#### TO DO
Reproduce exactly the lines below from the one containing "Convert this screenshot" through the one containing "['Agency', 'E-commerce', 'Education', 'Healthcare', 'Other'];", including both, and nothing else.

#### PROVIDED DATA
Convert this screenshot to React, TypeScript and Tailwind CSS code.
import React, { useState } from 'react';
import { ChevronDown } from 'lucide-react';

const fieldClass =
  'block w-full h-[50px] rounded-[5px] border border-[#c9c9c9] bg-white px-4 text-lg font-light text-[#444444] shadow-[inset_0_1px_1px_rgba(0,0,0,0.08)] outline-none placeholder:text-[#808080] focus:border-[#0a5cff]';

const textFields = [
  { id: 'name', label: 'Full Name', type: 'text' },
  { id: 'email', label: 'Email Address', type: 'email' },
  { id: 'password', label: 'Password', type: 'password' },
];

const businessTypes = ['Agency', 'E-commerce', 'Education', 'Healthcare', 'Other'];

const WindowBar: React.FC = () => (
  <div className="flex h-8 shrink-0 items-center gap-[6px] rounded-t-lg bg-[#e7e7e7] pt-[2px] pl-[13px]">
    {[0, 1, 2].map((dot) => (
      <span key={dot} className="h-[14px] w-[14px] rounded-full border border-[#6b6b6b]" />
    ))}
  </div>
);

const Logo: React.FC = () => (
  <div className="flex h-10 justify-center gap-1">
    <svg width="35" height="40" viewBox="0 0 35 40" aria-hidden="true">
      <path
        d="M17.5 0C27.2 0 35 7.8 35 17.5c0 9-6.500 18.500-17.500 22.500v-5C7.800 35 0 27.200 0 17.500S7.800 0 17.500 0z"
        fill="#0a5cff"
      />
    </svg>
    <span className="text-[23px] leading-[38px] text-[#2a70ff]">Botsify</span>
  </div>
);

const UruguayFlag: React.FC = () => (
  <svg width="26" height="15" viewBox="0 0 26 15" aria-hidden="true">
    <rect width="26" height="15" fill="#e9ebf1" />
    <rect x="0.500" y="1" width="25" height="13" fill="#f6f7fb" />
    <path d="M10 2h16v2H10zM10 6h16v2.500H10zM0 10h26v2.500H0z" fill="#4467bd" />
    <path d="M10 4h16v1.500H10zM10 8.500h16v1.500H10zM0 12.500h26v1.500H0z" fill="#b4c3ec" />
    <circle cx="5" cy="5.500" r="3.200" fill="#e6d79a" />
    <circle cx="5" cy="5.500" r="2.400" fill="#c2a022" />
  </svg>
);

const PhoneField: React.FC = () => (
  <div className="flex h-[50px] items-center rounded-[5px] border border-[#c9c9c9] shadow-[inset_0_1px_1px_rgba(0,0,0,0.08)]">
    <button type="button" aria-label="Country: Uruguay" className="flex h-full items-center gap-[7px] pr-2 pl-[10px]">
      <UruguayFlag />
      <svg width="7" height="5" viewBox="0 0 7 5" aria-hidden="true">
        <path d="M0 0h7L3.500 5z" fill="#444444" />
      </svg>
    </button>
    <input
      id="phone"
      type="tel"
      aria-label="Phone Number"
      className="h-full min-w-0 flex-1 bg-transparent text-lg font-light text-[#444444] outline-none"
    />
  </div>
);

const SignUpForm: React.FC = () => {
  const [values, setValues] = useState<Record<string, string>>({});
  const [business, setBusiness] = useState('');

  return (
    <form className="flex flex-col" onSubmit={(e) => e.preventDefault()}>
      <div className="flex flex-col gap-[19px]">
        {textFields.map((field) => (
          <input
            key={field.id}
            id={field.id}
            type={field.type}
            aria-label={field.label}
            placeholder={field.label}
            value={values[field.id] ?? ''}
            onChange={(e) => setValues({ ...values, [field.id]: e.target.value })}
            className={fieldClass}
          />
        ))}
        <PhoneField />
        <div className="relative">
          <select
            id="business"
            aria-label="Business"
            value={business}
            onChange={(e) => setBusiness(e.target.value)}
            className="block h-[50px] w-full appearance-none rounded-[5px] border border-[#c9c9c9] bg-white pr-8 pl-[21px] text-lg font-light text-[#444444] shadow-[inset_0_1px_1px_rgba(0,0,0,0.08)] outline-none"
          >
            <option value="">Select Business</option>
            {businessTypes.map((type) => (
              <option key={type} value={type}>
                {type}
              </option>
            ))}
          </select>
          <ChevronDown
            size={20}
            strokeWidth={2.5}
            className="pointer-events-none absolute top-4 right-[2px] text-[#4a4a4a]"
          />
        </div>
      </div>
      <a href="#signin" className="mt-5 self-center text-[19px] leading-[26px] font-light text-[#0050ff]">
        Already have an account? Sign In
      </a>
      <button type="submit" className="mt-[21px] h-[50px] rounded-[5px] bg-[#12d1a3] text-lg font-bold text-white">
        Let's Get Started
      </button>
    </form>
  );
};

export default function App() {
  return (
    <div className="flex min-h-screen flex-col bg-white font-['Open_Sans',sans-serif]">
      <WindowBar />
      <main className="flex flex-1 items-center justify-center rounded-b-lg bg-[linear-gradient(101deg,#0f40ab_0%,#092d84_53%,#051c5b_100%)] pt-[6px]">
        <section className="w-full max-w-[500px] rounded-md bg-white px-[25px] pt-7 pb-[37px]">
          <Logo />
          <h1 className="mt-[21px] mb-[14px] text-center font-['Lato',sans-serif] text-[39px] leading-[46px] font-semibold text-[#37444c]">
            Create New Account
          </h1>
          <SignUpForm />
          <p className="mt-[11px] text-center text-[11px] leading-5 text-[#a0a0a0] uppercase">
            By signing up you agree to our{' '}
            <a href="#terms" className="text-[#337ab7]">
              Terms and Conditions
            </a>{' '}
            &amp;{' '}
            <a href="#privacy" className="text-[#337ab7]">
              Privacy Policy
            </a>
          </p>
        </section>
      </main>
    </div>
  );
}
==
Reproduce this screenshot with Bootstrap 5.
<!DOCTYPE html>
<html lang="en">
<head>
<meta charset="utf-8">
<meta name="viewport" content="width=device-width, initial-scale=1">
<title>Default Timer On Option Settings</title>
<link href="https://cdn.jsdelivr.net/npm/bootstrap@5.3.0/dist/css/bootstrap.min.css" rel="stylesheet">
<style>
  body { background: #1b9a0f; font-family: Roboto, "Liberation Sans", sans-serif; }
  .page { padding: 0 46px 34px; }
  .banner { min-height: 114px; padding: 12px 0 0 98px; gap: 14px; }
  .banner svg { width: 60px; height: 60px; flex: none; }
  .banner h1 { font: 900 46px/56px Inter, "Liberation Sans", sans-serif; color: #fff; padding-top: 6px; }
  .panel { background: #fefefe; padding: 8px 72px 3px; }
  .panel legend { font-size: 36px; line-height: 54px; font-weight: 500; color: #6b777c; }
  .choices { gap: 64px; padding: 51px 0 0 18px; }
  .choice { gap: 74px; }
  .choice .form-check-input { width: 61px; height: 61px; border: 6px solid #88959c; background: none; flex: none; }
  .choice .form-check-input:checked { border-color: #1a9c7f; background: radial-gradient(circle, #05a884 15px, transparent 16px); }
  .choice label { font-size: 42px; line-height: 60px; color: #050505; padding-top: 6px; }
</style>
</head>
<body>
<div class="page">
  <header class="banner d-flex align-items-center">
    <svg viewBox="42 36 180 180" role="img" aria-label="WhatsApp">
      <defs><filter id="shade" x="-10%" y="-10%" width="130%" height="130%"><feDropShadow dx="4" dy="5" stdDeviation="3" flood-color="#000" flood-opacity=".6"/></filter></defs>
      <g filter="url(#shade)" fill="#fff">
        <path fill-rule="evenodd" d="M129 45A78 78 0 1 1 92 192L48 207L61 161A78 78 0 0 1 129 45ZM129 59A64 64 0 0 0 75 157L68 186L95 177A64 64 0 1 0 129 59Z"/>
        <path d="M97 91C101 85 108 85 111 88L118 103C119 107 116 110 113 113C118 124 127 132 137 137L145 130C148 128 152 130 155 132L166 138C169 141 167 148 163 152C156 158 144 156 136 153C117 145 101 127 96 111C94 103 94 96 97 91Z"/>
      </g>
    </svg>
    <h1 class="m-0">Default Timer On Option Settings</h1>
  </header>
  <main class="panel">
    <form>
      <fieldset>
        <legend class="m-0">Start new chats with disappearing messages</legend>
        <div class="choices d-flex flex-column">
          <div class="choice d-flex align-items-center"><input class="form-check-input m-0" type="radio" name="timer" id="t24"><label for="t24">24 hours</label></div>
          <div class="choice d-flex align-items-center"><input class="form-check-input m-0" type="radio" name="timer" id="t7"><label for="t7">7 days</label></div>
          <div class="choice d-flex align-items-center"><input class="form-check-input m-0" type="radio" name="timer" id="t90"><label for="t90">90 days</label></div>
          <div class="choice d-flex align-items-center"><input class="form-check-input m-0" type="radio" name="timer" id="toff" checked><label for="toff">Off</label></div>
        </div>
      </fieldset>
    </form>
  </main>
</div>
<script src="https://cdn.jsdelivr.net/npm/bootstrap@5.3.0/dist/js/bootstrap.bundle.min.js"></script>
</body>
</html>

#### THE OUTPUT
Convert this screenshot to React, TypeScript and Tailwind CSS code.
import React, { useState } from 'react';
import { ChevronDown } from 'lucide-react';

const fieldClass =
  'block w-full h-[50px] rounded-[5px] border border-[#c9c9c9] bg-white px-4 text-lg font-light text-[#444444] shadow-[inset_0_1px_1px_rgba(0,0,0,0.08)] outline-none placeholder:text-[#808080] focus:border-[#0a5cff]';

const textFields = [
  { id: 'name', label: 'Full Name', type: 'text' },
  { id: 'email', label: 'Email Address', type: 'email' },
  { id: 'password', label: 'Password', type: 'password' },
];

const businessTypes = ['Agency', 'E-commerce', 'Education', 'Healthcare', 'Other'];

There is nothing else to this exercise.